Why This White House Official Is So Dismissive of Deficit ‘Fixation’

A top White House official scoffed at concerns over deficit spending in a Washington Post op-ed, dismissing issues raised from an earlier column.

President Barack Obama and John Podesta, counselor to the president, walk to the Oval Office after returning from a meeting at the Pentagon on October 6, 2014 in Washington, DC. Obama met with the military leaders for an update on the battle against ISIS. (Getty Images)

“We can continue allowing our policy debates to be waylaid by single-minded, blinkered discussion of the long-term deficit,” wrote John Podesta, counselor to President Barack Obama. “Or we can make the right choice and focus on solving the challenges we face today, on building an economy that works for the middle class, on investing in young people and innovative technologies, on accelerating growth — and, in the end, reduce our long-term deficits and debt and avoid the crisis of 2039.”

The oped was in response to Post editorial page editor Fred Hiatt who criticized the Obama administration for claiming victory over deficit spending. Hiatt warned that while the deficit has decreased for now, it is set to increase after 2017 and the debt could reach potentially unsustainable levels by 2039.

The national debt stands at $17.8 trillion. The federal budget deficit stands at $486 billion.

Podesta rattled off administration goals such as a minimum wage hike, more infrastructure spending, and immigration reform as solutions to long-term fiscal solvency. Podesta also claimed that Obamacare is to be credited for controlling debt.

“The problem with Hiatt’s fixation on what’s going to happen to the budget in 2039 isn’t that high debt-to-GDP ratios don’t have consequences — it’s that deficit angst makes it all too easy for policymakers to ignore the fact that we still need to do more to repair the damage from the Great Recession, to grow wages and help middle-class families feel secure, and to invest in the future,” Podesta wrote.

He further reminded readers, “I understand the value of fiscal discipline. I helped to produce three budget surpluses when I was chief of staff to President Bill Clinton,” Podesta wrote.

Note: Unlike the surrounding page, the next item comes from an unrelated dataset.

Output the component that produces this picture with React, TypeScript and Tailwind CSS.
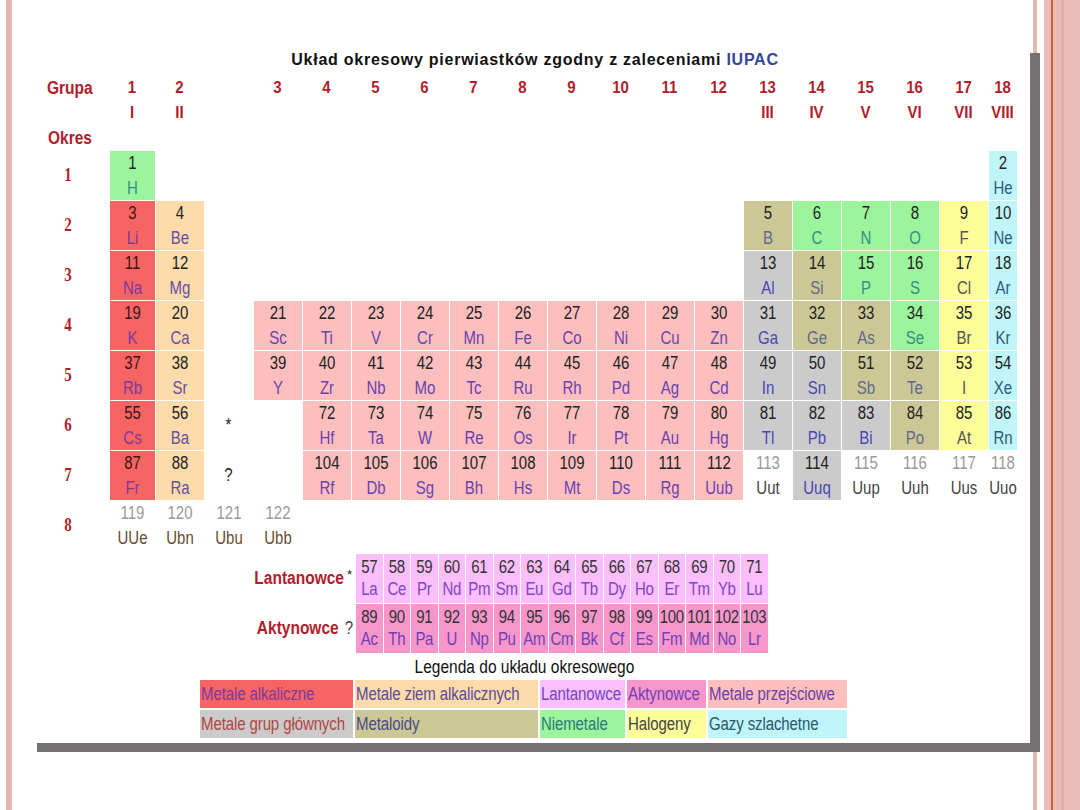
import React from "react";

type Cat = "A" | "AE" | "T" | "P" | "M" | "N" | "H" | "G" | "U" | "X" | "Q";
type El = { n: string; s: string; c: Cat };
type Entry = El | string | null;

const STY: Record<Cat, { bg: string; num: string; sym: string }> = {
  A: { bg: "bg-[#f86464]", num: "text-[#3a1414]", sym: "text-[#7c3a9c]" },
  AE: { bg: "bg-[#fddbab]", num: "text-[#222]", sym: "text-[#6650a2]" },
  T: { bg: "bg-[#fdbebe]", num: "text-[#222]", sym: "text-[#6a42b0]" },
  P: { bg: "bg-[#cbcbcb]", num: "text-[#222]", sym: "text-[#4848b4]" },
  M: { bg: "bg-[#cbc895]", num: "text-[#222]", sym: "text-[#62688e]" },
  N: { bg: "bg-[#9cf59c]", num: "text-[#222]", sym: "text-[#2f8f86]" },
  H: { bg: "bg-[#fdfd9a]", num: "text-[#222]", sym: "text-[#555]" },
  G: { bg: "bg-[#c0f5fa]", num: "text-[#222]", sym: "text-[#2f5b7c]" },
  U: { bg: "bg-white", num: "text-[#999]", sym: "text-[#444]" },
  X: { bg: "bg-white", num: "text-[#9a9a9a]", sym: "text-[#6a4a32]" },
  Q: { bg: "bg-white", num: "text-[#222]", sym: "text-[#222]" },
};

const e = (n: string | number, s: string, c: Cat): El => ({ n: String(n), s, c });
const _ = null;
const E10 = [_, _, _, _, _, _, _, _, _, _];

const ROWS: Entry[][] = [
  [e(1, "H", "N"), _, _, ...E10, _, _, _, _, _, e(2, "He", "G")],
  [e(3, "Li", "A"), e(4, "Be", "AE"), _, ...E10, e(5, "B", "M"), e(6, "C", "N"), e(7, "N", "N"), e(8, "O", "N"), e(9, "F", "H"), e(10, "Ne", "G")],
  [e(11, "Na", "A"), e(12, "Mg", "AE"), _, ...E10, e(13, "Al", "P"), e(14, "Si", "M"), e(15, "P", "N"), e(16, "S", "N"), e(17, "Cl", "H"), e(18, "Ar", "G")],
  [
    e(19, "K", "A"), e(20, "Ca", "AE"), _,
    e(21, "Sc", "T"), e(22, "Ti", "T"), e(23, "V", "T"), e(24, "Cr", "T"), e(25, "Mn", "T"), e(26, "Fe", "T"), e(27, "Co", "T"), e(28, "Ni", "T"), e(29, "Cu", "T"), e(30, "Zn", "T"),
    e(31, "Ga", "P"), e(32, "Ge", "M"), e(33, "As", "M"), e(34, "Se", "N"), e(35, "Br", "H"), e(36, "Kr", "G"),
  ],
  [
    e(37, "Rb", "A"), e(38, "Sr", "AE"), _,
    e(39, "Y", "T"), e(40, "Zr", "T"), e(41, "Nb", "T"), e(42, "Mo", "T"), e(43, "Tc", "T"), e(44, "Ru", "T"), e(45, "Rh", "T"), e(46, "Pd", "T"), e(47, "Ag", "T"), e(48, "Cd", "T"),
    e(49, "In", "P"), e(50, "Sn", "P"), e(51, "Sb", "M"), e(52, "Te", "M"), e(53, "I", "H"), e(54, "Xe", "G"),
  ],
  [
    e(55, "Cs", "A"), e(56, "Ba", "AE"), "*", _,
    e(72, "Hf", "T"), e(73, "Ta", "T"), e(74, "W", "T"), e(75, "Re", "T"), e(76, "Os", "T"), e(77, "Ir", "T"), e(78, "Pt", "T"), e(79, "Au", "T"), e(80, "Hg", "T"),
    e(81, "Tl", "P"), e(82, "Pb", "P"), e(83, "Bi", "P"), e(84, "Po", "M"), e(85, "At", "H"), e(86, "Rn", "G"),
  ],
  [
    e(87, "Fr", "A"), e(88, "Ra", "AE"), "?", _,
    e(104, "Rf", "T"), e(105, "Db", "T"), e(106, "Sg", "T"), e(107, "Bh", "T"), e(108, "Hs", "T"), e(109, "Mt", "T"), e(110, "Ds", "T"), e(111, "Rg", "T"), e(112, "Uub", "T"),
    e(113, "Uut", "U"), e(114, "Uuq", "P"), e(115, "Uup", "U"), e(116, "Uuh", "U"), e(117, "Uus", "U"), e(118, "Uuo", "U"),
  ],
  [e(119, "UUe", "X"), e(120, "Ubn", "X"), e(121, "Ubu", "X"), e(122, "Ubb", "X"), ...E10, _, _, _, _, _],
];

const LANT = [
  ["57", "La"], ["58", "Ce"], ["59", "Pr"], ["60", "Nd"], ["61", "Pm"], ["62", "Sm"], ["63", "Eu"], ["64", "Gd"],
  ["65", "Tb"], ["66", "Dy"], ["67", "Ho"], ["68", "Er"], ["69", "Tm"], ["70", "Yb"], ["71", "Lu"],
];
const AKT = [
  ["89", "Ac"], ["90", "Th"], ["91", "Pa"], ["92", "U"], ["93", "Np"], ["94", "Pu"], ["95", "Am"], ["96", "Cm"],
  ["97", "Bk"], ["98", "Cf"], ["99", "Es"], ["100", "Fm"], ["101", "Md"], ["102", "No"], ["103", "Lr"],
];

const GROUPS = ["1", "2", "", "3", "4", "5", "6", "7", "8", "9", "10", "11", "12", "13", "14", "15", "16", "17", "18"];
const ROMAN = ["I", "II", "", "", "", "", "", "", "", "", "", "", "", "III", "IV", "V", "VI", "VII", "VIII"];

const RED = "text-[#b21d2c]";

function Tall({ children }: { children: React.ReactNode }) {
  return <span className="inline-block scale-y-[1.2]">{children}</span>;
}

function Cell({ v }: { v: Entry }) {
  if (v === null) return <div />;
  if (typeof v === "string")
    return (
      <div className="flex items-center justify-center text-[15px] text-[#222]">
        <Tall>{v}</Tall>
      </div>
    );
  const s = STY[v.c];
  return (
    <div className={`${s.bg} border-l border-t border-white flex flex-col items-center text-[15px]`}>
      <span className={`h-[24px] leading-[24px] ${s.num}`}>
        <Tall>{v.n}</Tall>
      </span>
      <span className={`h-[25px] leading-[25px] ${s.sym}`}>
        <Tall>{v.s}</Tall>
      </span>
    </div>
  );
}

function HeadCell({ t }: { t: string }) {
  return (
    <div className={`flex items-center justify-center text-[15px] font-bold ${RED}`}>
      <span className="inline-block scale-y-[1.15]">{t}</span>
    </div>
  );
}

function Series({ data, bg, sym }: { data: string[][]; bg: string; sym: string }) {
  return (
    <div className="grid grid-cols-[repeat(15,27.5px)] h-[50px]">
      {data.map(([n, s]) => (
        <div key={n} className={`${bg} border-l border-t border-white flex flex-col items-center text-[15px] tracking-[-0.3px]`}>
          <span className="h-[24px] leading-[26px] text-[#333]">
            <Tall>{n}</Tall>
          </span>
          <span className={`h-[25px] leading-[22px] ${sym}`}>
            <Tall>{s}</Tall>
          </span>
        </div>
      ))}
    </div>
  );
}

const LEGEND: [string, string, string][][] = [
  [
    ["Metale alkaliczne", "bg-[#f86464]", "text-[#7a3a9e]"],
    ["Metale ziem alkalicznych", "bg-[#fddbab]", "text-[#5c4a9c]"],
    ["Lantanowce", "bg-[#fdbefd]", "text-[#6e46c6]"],
    ["Aktynowce", "bg-[#f796cb]", "text-[#7040b6]"],
    ["Metale przejściowe", "bg-[#fdbebe]", "text-[#6a40a8]"],
  ],
  [
    ["Metale grup głównych", "bg-[#cbcbcb]", "text-[#b04646]"],
    ["Metaloidy", "bg-[#cbc895]", "text-[#4a4a8a]"],
    ["Niemetale", "bg-[#9cf59c]", "text-[#2a7a78]"],
    ["Halogeny", "bg-[#fdfd9a]", "text-[#444]"],
    ["Gazy szlachetne", "bg-[#c0f5fa]", "text-[#2a5870]"],
  ],
];

export default function App() {
  return (
    <div className="w-[1080px] h-[810px] bg-white flex overflow-hidden font-['Liberation_Sans',Arial,sans-serif]">
      <div className="w-[6px] shrink-0" />
      <div className="w-[6px] shrink-0 bg-[#e4b6b1]" />
      <div className="w-[1021px] shrink-0 pt-[44px] pl-[15px]">
        <div className="relative z-10 w-[1003px] h-[699px] bg-white shadow-[10px_9px_0_0_#737171] flex flex-col">
          {/* title */}
          <div className="h-[31px] flex items-center justify-center pl-[13px] text-[16px] font-bold tracking-[0.75px] text-[#111]">
            <span>
              Układ okresowy pierwiastków zgodny z zaleceniami <span className="text-[#34469a]">IUPAC</span>
            </span>
          </div>

          {/* main table */}
          <div className="grid grid-cols-[82px_46px_49px_49px_repeat(15,49px)_29px] grid-rows-[25px_25px_25px_repeat(8,50px)]">
            <div className={`flex items-center pl-[20px] text-[15.5px] font-bold ${RED}`}>
              <span className="inline-block scale-y-[1.15]">Grupa</span>
            </div>
            {GROUPS.map((g, i) => (
              <HeadCell key={"g" + i} t={g} />
            ))}
            <div />
            {ROMAN.map((g, i) => (
              <HeadCell key={"r" + i} t={g} />
            ))}
            <div className={`flex items-center pl-[21px] text-[15.5px] font-bold ${RED}`}>
              <span className="inline-block scale-y-[1.15]">Okres</span>
            </div>
            {GROUPS.map((_g, i) => (
              <div key={"o" + i} />
            ))}
            {ROWS.map((row, ri) => (
              <React.Fragment key={"row" + ri}>
                <div className={`flex items-center justify-center font-['Liberation_Serif',serif] font-bold text-[15px] ${RED}`}>
                  <Tall>{ri + 1}</Tall>
                </div>
                {row.map((v, ci) => (
                  <Cell key={ri + "-" + ci} v={v} />
                ))}
              </React.Fragment>
            ))}
          </div>

          {/* lanthanides / actinides */}
          <div className="mt-[3px] flex">
            <div className="w-[328px] flex flex-col">
              <div className="h-[50px] flex items-center justify-end pr-[3px]">
                <span className={`text-[15.5px] font-bold ${RED} inline-block scale-y-[1.15]`}>Lantanowce</span>
                <span className="ml-[3px] mb-[6px] text-[13px] text-[#222]">*</span>
              </div>
              <div className="h-[50px] flex items-center justify-end pr-[2px]">
                <span className={`text-[15.5px] font-bold ${RED} inline-block scale-y-[1.15]`}>Aktynowce</span>
                <span className="ml-[6px] text-[15px] text-[#444]">
                  <Tall>?</Tall>
                </span>
              </div>
            </div>
            <div className="flex flex-col">
              <Series data={LANT} bg="bg-[#fdbefd]" sym="text-[#7a48c2]" />
              <Series data={AKT} bg="bg-[#f796cb]" sym="text-[#7040b6]" />
            </div>
          </div>

          {/* legend */}
          <div className="ml-[173px] w-[649px] flex flex-col">
            <div className="h-[27px] flex items-center justify-center text-[15.5px] text-[#111]">
              <Tall>Legenda do układu okresowego</Tall>
            </div>
            <div className="flex flex-col gap-[2px]">
              {LEGEND.map((row, ri) => (
                <div key={"lg" + ri} className="grid grid-cols-[155px_185px_87px_81px_141px] h-[28px]">
                  {row.map(([t, bg, fg]) => (
                    <div key={t} className={`${bg} ${fg} border-r-2 border-white flex items-center pl-[1px] text-[15px] tracking-[-0.1px] whitespace-nowrap`}>
                      <Tall>{t}</Tall>
                    </div>
                  ))}
                </div>
              ))}
            </div>
          </div>
        </div>
      </div>
      <div className="w-[4px] shrink-0 bg-[#e6b8b2]" />
      <div className="w-[7px] shrink-0" />
      <div className="flex-1 bg-[#e8bcb7] flex">
        <div className="w-[7px]" />
        <div className="w-[2px] bg-[#d8573f]" />
        <div className="w-[8px]" />
        <div className="w-[3px] bg-[#e2aea8]" />
      </div>
    </div>
  );
}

Hiatt’s column Monday did not dispute priorities of the administration, rather argued that it would be more difficult to fund those progressive goals if action aren’t taken now to promote fiscal discipline.

“When it comes to entitlement reform, as far as this administration is concerned: mission accomplished,” Hiatt wrote. “Which is fair enough, if your horizon is Jan. 20, 2017. Anyone looking beyond that date should be alarmed at the satisfaction Obama proclaims despite the prospect of ever-rising government debt.”

He goes on to cite the Congressional Budget Office, which said federal debt would reach 74 percent of the gross domestic product, or GDP, “a higher percentage than at any point in U.S. history except a brief period around World War II.”

Moreover, the CBO says, “and almost twice the percentage at the end of 2008.”

“With no change in policy, that percentage will hold steady or decline a bit for a couple of years and then start rising again, to a dangerous 78 percent by 2024 and an insupportable 106 percent by 2039,” Hiatt wrote.

What’s more, entitlements like Social Security, Medicare and Obamacare will consumer 14 percent of the GDP by 2039, double the average of the last 40 years.

“Put those together and the government will be spending on entitlement programs and interest alone just about what it spends today on the entire budget,” Hiatt wrote. “Everything else — schools, pre-K, Pell grants, national parks, mass transit, housing subsidies — will get squeezed, or taxes will soar, or both.”